# Production Monitoring

This notebook covers comprehensive monitoring strategies for PyTorch models in production environments.

## Topics Covered

1. **System Metrics**
   - Latency monitoring (p50/p95/p99 percentiles)
   - Throughput measurement
   - Error rate tracking
   - Resource saturation (CPU, GPU, memory)

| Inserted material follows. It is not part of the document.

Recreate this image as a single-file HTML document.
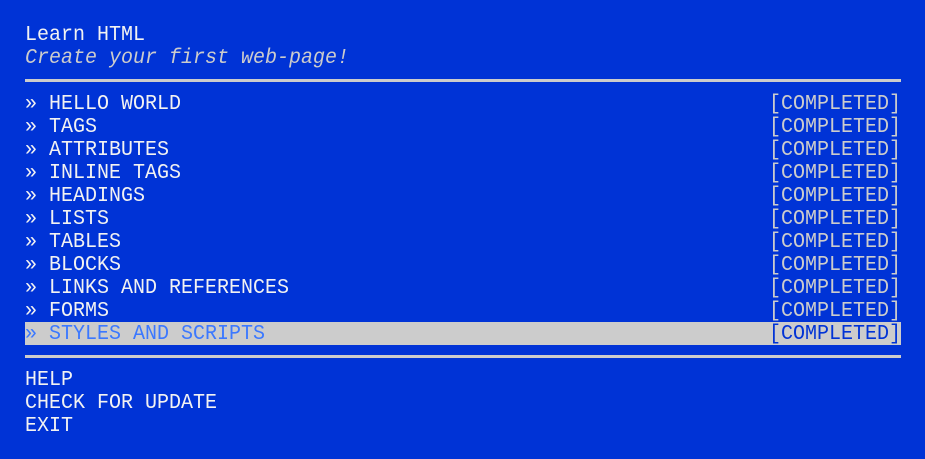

2. **Model-Specific Metrics**
   - Data drift detection (PSI, JS divergence)
   - Prediction drift monitoring
   - Model calibration assessment
   - Feature importance tracking

3. **Alerting & Anomaly Detection**
   - Threshold-based alerts
   - Statistical anomaly detection
   - Error budget burn rate
   - Automated incident response

4. **Continuous Retraining**
   - Automated retraining pipelines
   - Model promotion criteria
   - A/B testing for model versions
   - Champion/Challenger frameworks


In [None]:
import torch
import numpy as np
import pandas as pd
from scipy import stats
from sklearn.metrics import classification_report
import matplotlib.pyplot as plt
import seaborn as sns
import time
from datetime import datetime, timedelta
from typing import Dict, List, Tuple
import logging
from dataclasses import dataclass

# Set up logging
logging.basicConfig(level=logging.INFO)
logger = logging.getLogger(__name__)

@dataclass
class MonitoringMetrics:
    timestamp: datetime
    latency_p50: float
    latency_p95: float
    latency_p99: float
    throughput: float
    error_rate: float
    cpu_usage: float
    memory_usage: float
    gpu_usage: float = None